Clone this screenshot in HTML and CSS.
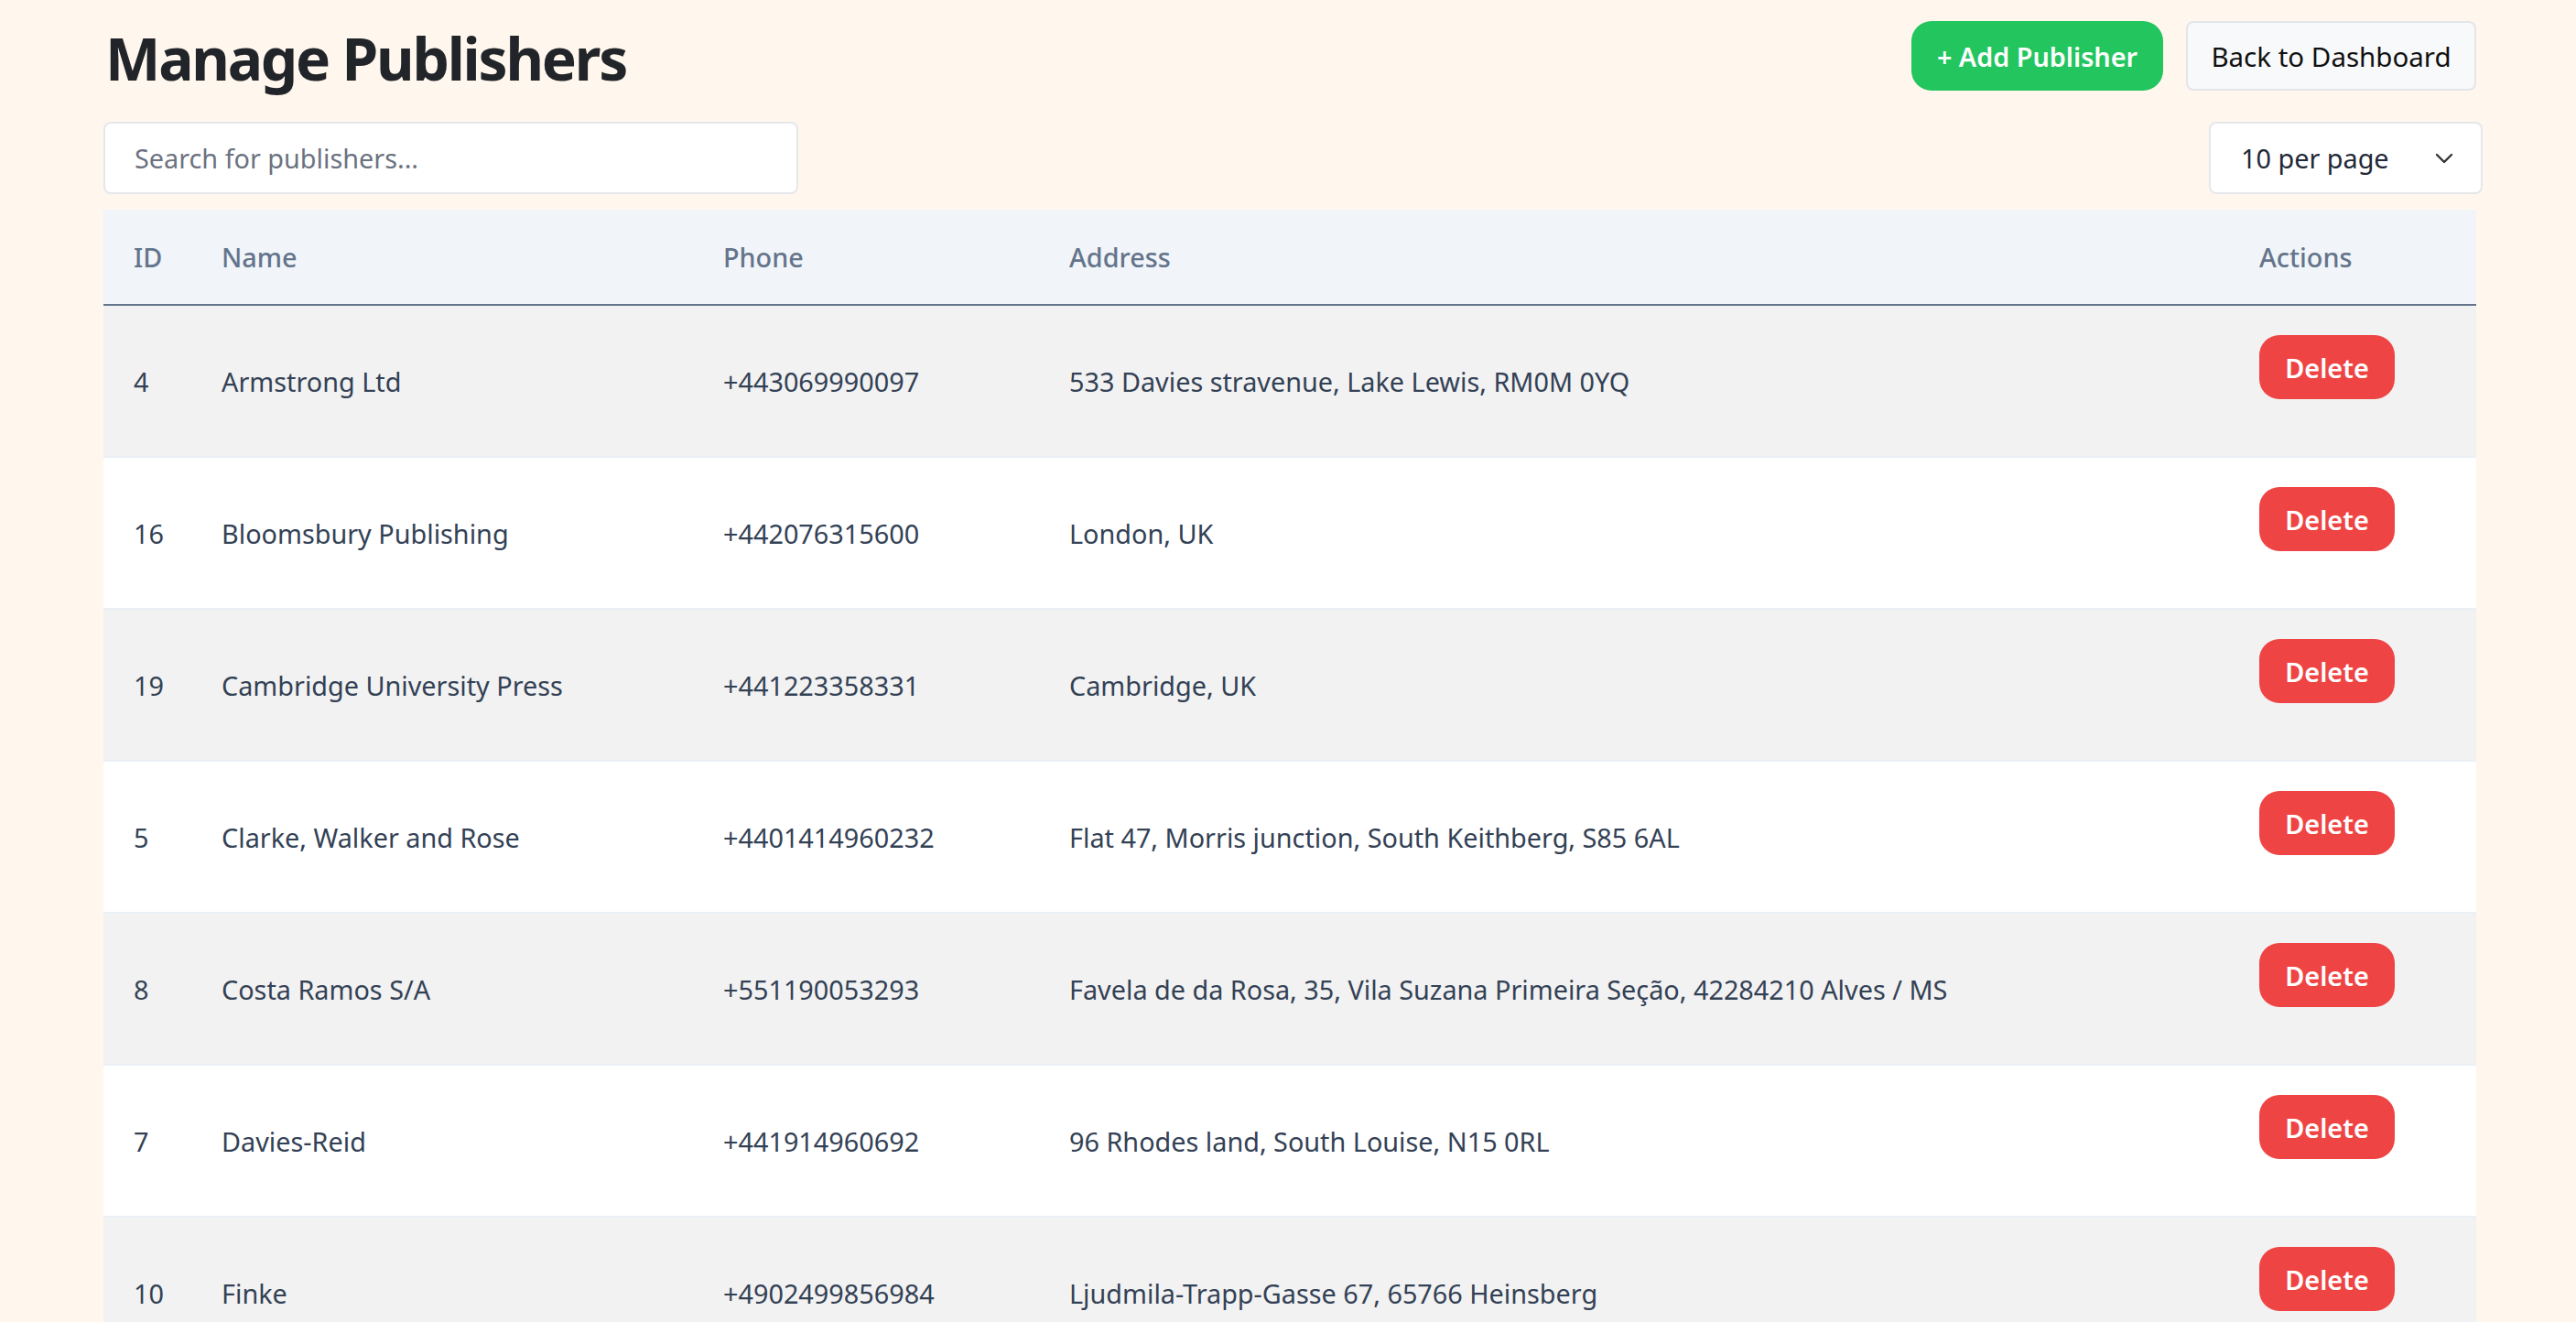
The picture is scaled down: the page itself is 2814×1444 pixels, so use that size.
FILE: index.html
```html
<!DOCTYPE html>
<html lang="en">
<head>
<meta charset="utf-8">
<title>Manage Publishers</title>
<link rel="stylesheet" href="styles.css">
</head>
<body>
<div class="page">
  <header class="topbar">
    <h1 class="title">Manage Publishers</h1>
    <div class="top-actions">
      <a class="btn btn-green" href="#">+ Add Publisher</a>
      <a class="btn btn-light" href="#">Back to Dashboard</a>
    </div>
  </header>

  <div class="toolbar">
    <div class="search">Search for publishers...</div>
    <div class="select">
      <span>10 per page</span>
      <svg class="chev" width="20" height="12" viewBox="0 0 20 12"><path d="M2 2 L10 10 L18 2" fill="none" stroke="#333" stroke-width="2.4" stroke-linecap="round" stroke-linejoin="round"/></svg>
    </div>
  </div>

  <table class="grid">
    <colgroup>
      <col class="c-id"><col class="c-name"><col class="c-phone"><col class="c-addr"><col class="c-act">
    </colgroup>
    <thead>
      <tr><th>ID</th><th>Name</th><th>Phone</th><th>Address</th><th>Actions</th></tr>
    </thead>
    <tbody>
      <tr><td>4</td><td>Armstrong Ltd</td><td>+443069990097</td><td>533 Davies stravenue, Lake Lewis, RM0M 0YQ</td><td class="act"><button class="del">Delete</button></td></tr>
      <tr><td>16</td><td>Bloomsbury Publishing</td><td>+442076315600</td><td>London, UK</td><td class="act"><button class="del">Delete</button></td></tr>
      <tr><td>19</td><td>Cambridge University Press</td><td>+441223358331</td><td>Cambridge, UK</td><td class="act"><button class="del">Delete</button></td></tr>
      <tr><td>5</td><td>Clarke, Walker and Rose</td><td>+4401414960232</td><td>Flat 47, Morris junction, South Keithberg, S85 6AL</td><td class="act"><button class="del">Delete</button></td></tr>
      <tr><td>8</td><td>Costa Ramos S/A</td><td>+551190053293</td><td>Favela de da Rosa, 35, Vila Suzana Primeira Seção, 42284210 Alves / MS</td><td class="act"><button class="del">Delete</button></td></tr>
      <tr><td>7</td><td>Davies-Reid</td><td>+441914960692</td><td>96 Rhodes land, South Louise, N15 0RL</td><td class="act"><button class="del">Delete</button></td></tr>
      <tr><td>10</td><td>Finke</td><td>+4902499856984</td><td>Ljudmila-Trapp-Gasse 67, 65766 Heinsberg</td><td class="act"><button class="del">Delete</button></td></tr>
    </tbody>
  </table>
</div>
</body>
</html>
```

FILE: styles.css
```css
* { box-sizing: border-box; }
html, body { margin: 0; padding: 0; }
body {
  background: #fff6ed;
  font-family: "Noto Sans", "Open Sans", "Liberation Sans", sans-serif;
  font-size: 28.8px;
  color: #334155;
  padding-left: 4px;
}
.page {
  width: 2592px;
  margin: 0 auto;
  padding-top: 23px;
}
.topbar {
  display: flex;
  justify-content: space-between;
  align-items: center;
  height: 76px;
}
.title {
  margin: 0;
  padding: 5px 0 0 2px;
  font-size: 64px;
  font-weight: 700;
  color: #212529;
  line-height: 72px;
  letter-spacing: -2.2px;
}
.top-actions {
  display: flex;
  gap: 25px;
  align-items: center;
}
.btn {
  display: flex;
  align-items: center;
  justify-content: center;
  height: 76px;
  text-decoration: none;
  font-size: 28.8px;
}
.btn-green {
  width: 275px;
  background: #22c55e;
  color: #fff;
  font-weight: 600;
  border-radius: 22px;
}
.btn-light {
  width: 317px;
  background: #f8f9fb;
  color: #111;
  border: 2px solid #e3e5ea;
  border-radius: 8px;
  font-size: 29.5px;
}
.toolbar {
  display: flex;
  justify-content: space-between;
  align-items: center;
  margin-top: 34px;
  margin-bottom: 17px;
}
.search {
  width: 759px;
  height: 79px;
  background: #fff;
  border: 2px solid #e5e7eb;
  border-radius: 8px;
  padding-left: 32px;
  display: flex;
  align-items: center;
  color: #6b7280;
}
.select {
  width: 299px;
  height: 79px;
  margin-right: -7px;
  background: #fff;
  border: 2px solid #e5e7eb;
  border-radius: 8px;
  padding: 0 30px 0 33px;
  display: flex;
  align-items: center;
  justify-content: space-between;
  color: #1f2937;
}
.chev { display: block; }
.grid {
  width: 100%;
  border-collapse: collapse;
  table-layout: fixed;
}
.c-id { width: 96px; }
.c-name { width: 548px; }
.c-phone { width: 378px; }
.c-addr { width: 1300px; }
.c-act { width: 270px; }
.grid th {
  background: #f1f5f9;
  color: #64748b;
  font-weight: 500;
  text-align: left;
  height: 104px;
  padding: 0 0 0 33px;
  border-bottom: 2px solid #64748b;
}
.grid td {
  padding: 0 0 0 33px;
  vertical-align: middle;
  border-bottom: 2px solid #eaf0f6;
  white-space: nowrap;
}
.grid tbody tr:nth-child(odd) { background: #f2f2f2; }
.grid tbody tr:nth-child(even) { background: #ffffff; }
.grid td.act {
  vertical-align: top;
  padding: 32px 0 62px 33px;
}
.del {
  display: block;
  width: 148px;
  height: 70px;
  border: 0;
  border-radius: 22px;
  background: #ef4444;
  color: #fff;
  font-family: inherit;
  font-size: 28.8px;
  font-weight: 600;
  padding: 0;
  cursor: pointer;
}
```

- - - - -

Strip out the pictures and quote the remaining data word for word.

Clone this screenshot in HTML and CSS.
The picture is scaled down: the page itself is 2814×1444 pixels, so use that size.
FILE: index.html
```html
<!DOCTYPE html>
<html lang="en">
<head>
<meta charset="utf-8">
<title>Manage Publishers</title>
<link rel="stylesheet" href="styles.css">
</head>
<body>
<div class="page">
  <header class="topbar">
    <h1 class="title">Manage Publishers</h1>
    <div class="top-actions">
      <a class="btn btn-green" href="#">+ Add Publisher</a>
      <a class="btn btn-light" href="#">Back to Dashboard</a>
    </div>
  </header>

  <div class="toolbar">
    <div class="search">Search for publishers...</div>
    <div class="select">
      <span>10 per page</span>
      <svg class="chev" width="20" height="12" viewBox="0 0 20 12"><path d="M2 2 L10 10 L18 2" fill="none" stroke="#333" stroke-width="2.4" stroke-linecap="round" stroke-linejoin="round"/></svg>
    </div>
  </div>

  <table class="grid">
    <colgroup>
      <col class="c-id"><col class="c-name"><col class="c-phone"><col class="c-addr"><col class="c-act">
    </colgroup>
    <thead>
      <tr><th>ID</th><th>Name</th><th>Phone</th><th>Address</th><th>Actions</th></tr>
    </thead>
    <tbody>
      <tr><td>4</td><td>Armstrong Ltd</td><td>+443069990097</td><td>533 Davies stravenue, Lake Lewis, RM0M 0YQ</td><td class="act"><button class="del">Delete</button></td></tr>
      <tr><td>16</td><td>Bloomsbury Publishing</td><td>+442076315600</td><td>London, UK</td><td class="act"><button class="del">Delete</button></td></tr>
      <tr><td>19</td><td>Cambridge University Press</td><td>+441223358331</td><td>Cambridge, UK</td><td class="act"><button class="del">Delete</button></td></tr>
      <tr><td>5</td><td>Clarke, Walker and Rose</td><td>+4401414960232</td><td>Flat 47, Morris junction, South Keithberg, S85 6AL</td><td class="act"><button class="del">Delete</button></td></tr>
      <tr><td>8</td><td>Costa Ramos S/A</td><td>+551190053293</td><td>Favela de da Rosa, 35, Vila Suzana Primeira Seção, 42284210 Alves / MS</td><td class="act"><button class="del">Delete</button></td></tr>
      <tr><td>7</td><td>Davies-Reid</td><td>+441914960692</td><td>96 Rhodes land, South Louise, N15 0RL</td><td class="act"><button class="del">Delete</button></td></tr>
      <tr><td>10</td><td>Finke</td><td>+4902499856984</td><td>Ljudmila-Trapp-Gasse 67, 65766 Heinsberg</td><td class="act"><button class="del">Delete</button></td></tr>
    </tbody>
  </table>
</div>
</body>
</html>
```

FILE: styles.css
```css
* { box-sizing: border-box; }
html, body { margin: 0; padding: 0; }
body {
  background: #fff6ed;
  font-family: "Noto Sans", "Open Sans", "Liberation Sans", sans-serif;
  font-size: 28.8px;
  color: #334155;
  padding-left: 4px;
}
.page {
  width: 2592px;
  margin: 0 auto;
  padding-top: 23px;
}
.topbar {
  display: flex;
  justify-content: space-between;
  align-items: center;
  height: 76px;
}
.title {
  margin: 0;
  padding: 5px 0 0 2px;
  font-size: 64px;
  font-weight: 700;
  color: #212529;
  line-height: 72px;
  letter-spacing: -2.2px;
}
.top-actions {
  display: flex;
  gap: 25px;
  align-items: center;
}
.btn {
  display: flex;
  align-items: center;
  justify-content: center;
  height: 76px;
  text-decoration: none;
  font-size: 28.8px;
}
.btn-green {
  width: 275px;
  background: #22c55e;
  color: #fff;
  font-weight: 600;
  border-radius: 22px;
}
.btn-light {
  width: 317px;
  background: #f8f9fb;
  color: #111;
  border: 2px solid #e3e5ea;
  border-radius: 8px;
  font-size: 29.5px;
}
.toolbar {
  display: flex;
  justify-content: space-between;
  align-items: center;
  margin-top: 34px;
  margin-bottom: 17px;
}
.search {
  width: 759px;
  height: 79px;
  background: #fff;
  border: 2px solid #e5e7eb;
  border-radius: 8px;
  padding-left: 32px;
  display: flex;
  align-items: center;
  color: #6b7280;
}
.select {
  width: 299px;
  height: 79px;
  margin-right: -7px;
  background: #fff;
  border: 2px solid #e5e7eb;
  border-radius: 8px;
  padding: 0 30px 0 33px;
  display: flex;
  align-items: center;
  justify-content: space-between;
  color: #1f2937;
}
.chev { display: block; }
.grid {
  width: 100%;
  border-collapse: collapse;
  table-layout: fixed;
}
.c-id { width: 96px; }
.c-name { width: 548px; }
.c-phone { width: 378px; }
.c-addr { width: 1300px; }
.c-act { width: 270px; }
.grid th {
  background: #f1f5f9;
  color: #64748b;
  font-weight: 500;
  text-align: left;
  height: 104px;
  padding: 0 0 0 33px;
  border-bottom: 2px solid #64748b;
}
.grid td {
  padding: 0 0 0 33px;
  vertical-align: middle;
  border-bottom: 2px solid #eaf0f6;
  white-space: nowrap;
}
.grid tbody tr:nth-child(odd) { background: #f2f2f2; }
.grid tbody tr:nth-child(even) { background: #ffffff; }
.grid td.act {
  vertical-align: top;
  padding: 32px 0 62px 33px;
}
.del {
  display: block;
  width: 148px;
  height: 70px;
  border: 0;
  border-radius: 22px;
  background: #ef4444;
  color: #fff;
  font-family: inherit;
  font-size: 28.8px;
  font-weight: 600;
  padding: 0;
  cursor: pointer;
}
```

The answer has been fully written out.